# Stored items from a collection
>>>

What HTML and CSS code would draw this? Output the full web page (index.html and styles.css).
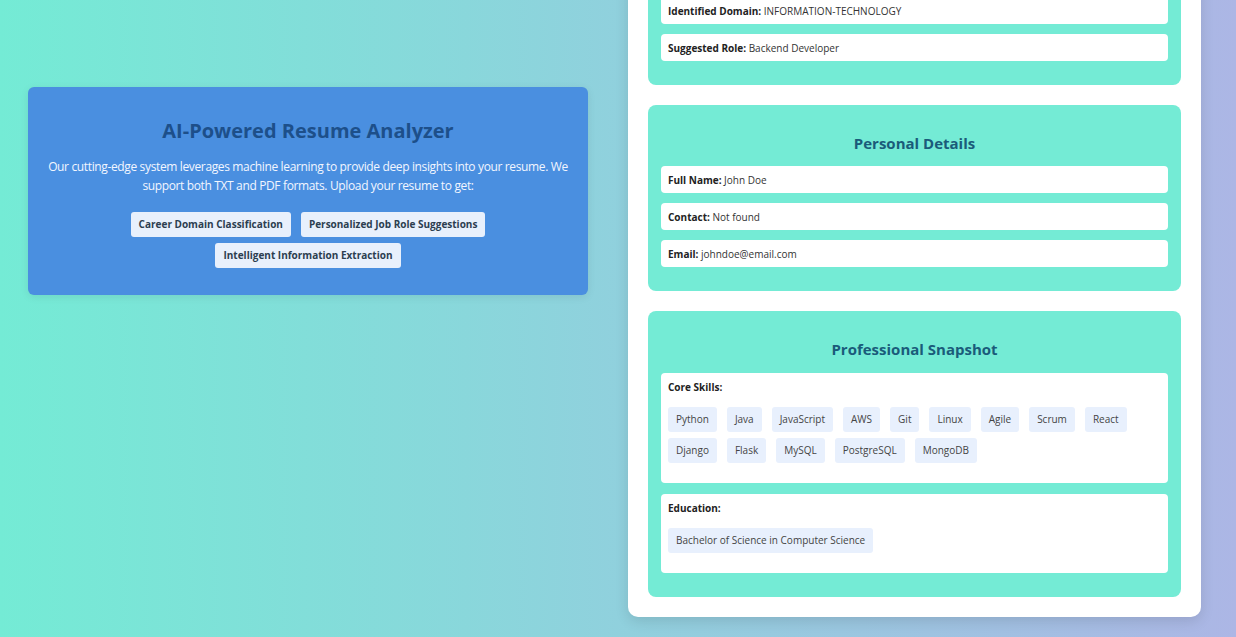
FILE: index.html
```html
<!DOCTYPE html>
<html lang="en">
<head>
<meta charset="utf-8">
<title>AI-Powered Resume Analyzer</title>
<link rel="stylesheet" href="styles.css">
</head>
<body>
<div class="page">
  <aside class="intro">
    <h2 class="intro-title">AI-Powered Resume Analyzer</h2>
    <p class="intro-text">Our cutting-edge system leverages machine learning to provide deep insights into your resume. We support both TXT and PDF formats. Upload your resume to get:</p>
    <div class="features">
      <span class="feature">Career Domain Classification</span>
      <span class="feature">Personalized Job Role Suggestions</span>
      <span class="feature">Intelligent Information Extraction</span>
    </div>
  </aside>
  <main class="results">
    <section class="section">
      <h3 class="section-title">Career Insights</h3>
      <div class="item"><b>Identified Domain:</b> INFORMATION-TECHNOLOGY</div>
      <div class="item"><b>Suggested Role:</b> Backend Developer</div>
    </section>
    <section class="section">
      <h3 class="section-title">Personal Details</h3>
      <div class="item"><b>Full Name:</b> John Doe</div>
      <div class="item"><b>Contact:</b> Not found</div>
      <div class="item"><b>Email:</b> johndoe@email.com</div>
    </section>
    <section class="section">
      <h3 class="section-title snapshot-title">Professional Snapshot</h3>
      <div class="item block">
        <b>Core Skills:</b>
        <div class="tags">
          <span class="tag">Python</span>
          <span class="tag">Java</span>
          <span class="tag">JavaScript</span>
          <span class="tag">AWS</span>
          <span class="tag">Git</span>
          <span class="tag">Linux</span>
          <span class="tag">Agile</span>
          <span class="tag">Scrum</span>
          <span class="tag">React</span>
          <span class="tag">Django</span>
          <span class="tag">Flask</span>
          <span class="tag">MySQL</span>
          <span class="tag">PostgreSQL</span>
          <span class="tag">MongoDB</span>
        </div>
      </div>
      <div class="item block edu">
        <b>Education:</b>
        <div class="tags">
          <span class="tag">Bachelor of Science in Computer Science</span>
        </div>
      </div>
    </section>
  </main>
</div>
</body>
</html>
```
FILE: styles.css
```css
* { box-sizing: border-box; }
html, body { margin: 0; padding: 0; }
body {
  height: 637px;
  overflow: hidden;
  background: linear-gradient(to right, #74ebd5, #acb6e5);
  font-family: "Open Sans", "Noto Sans", sans-serif;
  color: #333;
}
.page {
  display: flex;
  align-items: flex-start;
  gap: 40px;
  padding: 0 35px 20px 28px;
  margin-top: -84px;
}
.intro {
  width: 560px;
  flex: none;
  margin-top: 171px;
  background: #4a8fe0;
  border-radius: 6px;
  padding: 0 20px 27px;
  text-align: center;
  box-shadow: 0 2px 8px rgba(0,0,0,0.08);
}
.intro-title {
  margin: 30px 0 12px;
  font-size: 20px;
  line-height: 28px;
  font-weight: 700;
  color: #1d4f8a;
}
.intro-text {
  margin: 0 0 17px;
  font-size: 12px;
  letter-spacing: -0.36px;
  line-height: 19px;
  color: #f2f6ff;
}
.features {
  display: flex;
  flex-wrap: wrap;
  justify-content: center;
  gap: 6px 10px;
  padding: 0 80px;
}
.feature {
  background: #e8f0fc;
  color: #2c3e50;
  font-size: 10px;
  font-weight: 700;
  line-height: 15px;
  padding: 5px 8px;
  border-radius: 3px;
}
.results {
  width: 573px;
  flex: none;
  background: #fff;
  border-radius: 10px;
  padding: 20px;
  display: flex;
  flex-direction: column;
  gap: 20px;
  box-shadow: 0 4px 14px rgba(0,0,0,0.12);
}
.section {
  background: #74ebd5;
  border-radius: 8px;
  padding: 13px 13px 14px;
}
.section-title {
  margin: 15px 0 12px;
  font-size: 15px;
  line-height: 21px;
  text-align: center;
  color: #1a5b7a;
  font-weight: 700;
}
.snapshot-title { margin-bottom: 13px; }
.item {
  background: #fff;
  border-radius: 4px;
  padding: 7px 7px 5px;
  font-size: 10px;
  line-height: 15px;
  color: #333;
  margin-bottom: 10px;
}
.item b { color: #222; }
.item.block { padding-bottom: 20px; }
.item.edu { margin-top: 11px; }
.tags {
  display: flex;
  flex-wrap: wrap;
  gap: 6px 10px;
  margin-top: 12px;
}
.tag {
  background: #e8f0fd;
  color: #444;
  font-size: 10px;
  line-height: 15px;
  padding: 5px 8px;
  border-radius: 3px;
}
```
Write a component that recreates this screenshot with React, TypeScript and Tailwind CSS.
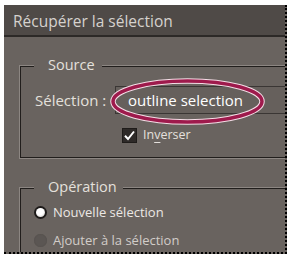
import React from "react";

const font = { fontFamily: '"Open Sans", "Noto Sans", sans-serif' };

function Radio({ on }: { on: boolean }) {
  return on ? (
    <span className="w-[13px] h-[13px] rounded-full bg-[#1d1a19] flex items-center justify-center shrink-0">
      <span className="w-[9px] h-[9px] rounded-full bg-[radial-gradient(circle_at_45%_40%,#ffffff_45%,#bdb8b4_100%)]" />
    </span>
  ) : (
    <span className="w-[13px] h-[13px] rounded-full bg-[#5b5653] shadow-[inset_0_0_1px_#4a4542] shrink-0" />
  );
}

export default function App() {
  return (
    <div className="w-[292px] h-[257px] bg-white pt-[5px] pl-[4px]" style={font}>
      <div className="relative w-[283px] h-[249px] overflow-hidden bg-[#69635f] border-r-2 border-b-2 border-dotted border-black">
        <div className="h-[32px] bg-[#4f4a47] border-b-2 border-[#2c2927] flex items-center pl-[9px] pt-[3px]">
          <span className="text-[15.5px] text-[#d6d2ce]">Récupérer la sélection</span>
        </div>

        {/* Source group */}
        <div className="relative ml-[15px] mt-[28px] w-[300px] h-[94px] border-t border-l border-b border-[#8c8682] shadow-[inset_1px_1px_0_#211e1c,inset_0_-1px_0_#211e1c]">
          <span className="absolute left-[14px] -top-[11px] bg-[#69635f] pl-[14px] pr-[7px] text-[14.5px] text-[#e4e0dc] leading-[20px]">
            Source
          </span>
          <div className="pt-[20px] flex items-center">
            <span className="pl-[15px] w-[95px] text-[15px] text-[#e4e0dc]">Sélection :</span>
            <div className="flex-1 h-[28px] border border-[#3a3634] bg-[#66605c] flex items-center pl-[12px]">
              <span className="text-[15px] text-white">outline selection</span>
            </div>
          </div>
          <div className="mt-[13px] ml-[102px] flex items-center gap-[6px]">
            <span className="w-[15px] h-[15px] bg-[#2e2a28] border border-[#1f1c1a] flex items-center justify-center">
              <svg width="13" height="13" viewBox="0 0 13 13">
                <path d="M2 6.8 L5 10 L11 2.5" fill="none" stroke="white" strokeWidth="2" />
              </svg>
            </span>
            <span className="text-[12.5px] text-[#e4e0dc] leading-[16px]">
              In<span className="underline underline-offset-[3px]">v</span>erser
            </span>
          </div>
        </div>

        {/* Opération group */}
        <div className="relative ml-[15px] mt-[28px] w-[300px] h-[120px] border-t border-l border-[#8c8682] shadow-[inset_1px_1px_0_#211e1c]">
          <span className="absolute left-[14px] -top-[11px] bg-[#69635f] pl-[14px] pr-[6px] text-[14.5px] text-[#e4e0dc] leading-[20px]">
            Opération
          </span>
          <div className="pt-[18px] pl-[14px] flex flex-col gap-[15px]">
            <div className="flex items-center gap-[6px] h-[13px]">
              <Radio on />
              <span className="text-[13px] text-[#ece8e4]">Nouvelle sélection</span>
            </div>
            <div className="flex items-center gap-[6px] h-[13px]">
              <Radio on={false} />
              <span className="text-[13px] text-[#d2cdc9]">Ajouter à la sélection</span>
            </div>
          </div>
        </div>

        {/* highlight ellipse */}
        <svg className="absolute left-0 top-0 pointer-events-none" width="283" height="249">
          <ellipse cx="183.5" cy="96.5" rx="74.5" ry="20.5" fill="none" stroke="#f4dde6" strokeWidth="5.5" />
          <ellipse cx="183.5" cy="96.5" rx="74.5" ry="20.5" fill="none" stroke="#9e1a4c" strokeWidth="3.5" />
        </svg>
      </div>
    </div>
  );
}
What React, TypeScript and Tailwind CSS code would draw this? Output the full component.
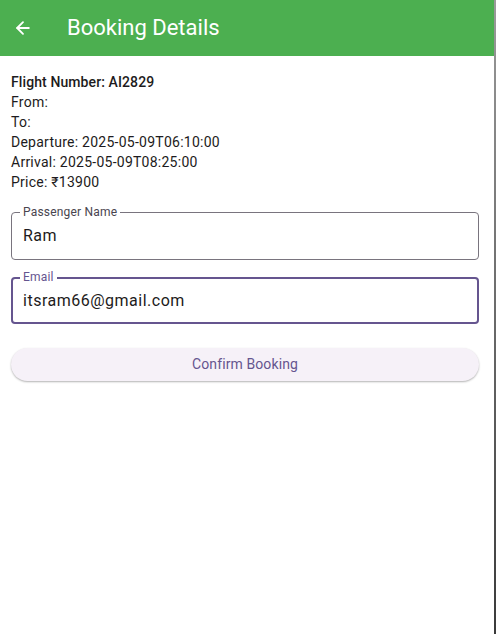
import { ArrowLeft } from "lucide-react";

export default function App() {
  return (
    <div className="flex h-[634px] w-[496px] bg-white font-['Roboto',sans-serif]">
      <div className="flex w-[494px] flex-col">
        {/* App bar */}
        <div className="flex h-[56px] items-center bg-[#4caf50] text-white">
          <ArrowLeft className="ml-[13px]" size={20} strokeWidth={2.2} />
          <h1 className="ml-[34px] text-[22px] leading-none">Booking Details</h1>
        </div>

        <div className="flex flex-col px-[11px] pt-[16px]">
          {/* Flight info */}
          <div className="text-[14px] leading-[20px] tracking-[0.25px] text-[#1d1b20]">
            <p className="font-medium tracking-[0.1px]">Flight Number: AI2829</p>
            <p>From:</p>
            <p>To:</p>
            <p>Departure: 2025-05-09T06:10:00</p>
            <p>Arrival: 2025-05-09T08:25:00</p>
            <p>Price: ₹13900</p>
          </div>

          {/* Passenger name */}
          <div className="relative mt-[20px] w-[468px]">
            <span className="absolute -top-[8px] left-[9px] bg-white px-[3px] text-[12px] leading-[16px] tracking-[0.2px] text-[#49454f]">
              Passenger Name
            </span>
            <div className="flex h-[48px] items-center rounded-[4px] border border-[#79747e] px-[11px] text-[16px] tracking-[0.5px] text-[#1d1b20]">
              Ram
            </div>
          </div>

          {/* Email */}
          <div className="relative mt-[17px] w-[468px]">
            <span className="absolute -top-[8px] left-[9px] bg-white px-[3px] text-[12px] leading-[16px] tracking-[0.2px] text-[#65558f]">
              Email
            </span>
            <div className="flex h-[47px] items-center rounded-[4px] border-2 border-[#65558f] px-[10px] text-[16px] tracking-[0.5px] text-[#1d1b20]">
              itsram66@gmail.com
            </div>
          </div>

          <button className="mt-[24px] h-[33px] w-[468px] rounded-full bg-[#f6f1f8] text-[14px] font-normal tracking-[0.1px] text-[#65558f] shadow-[0_1px_2px_rgba(0,0,0,0.3)]">
            Confirm Booking
          </button>
        </div>
      </div>
      <div className="w-[2px] bg-[linear-gradient(#9a9a9a,#3a3a3a)]" />
    </div>
  );
}
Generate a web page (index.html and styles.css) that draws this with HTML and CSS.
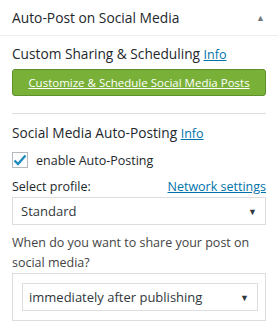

<<<

Gather and return every line that holds the string "What".

What HTML and CSS code would draw this? Output the full web page (index.html and styles.css).
What React, TypeScript and Tailwind CSS code would draw this? Output the full component.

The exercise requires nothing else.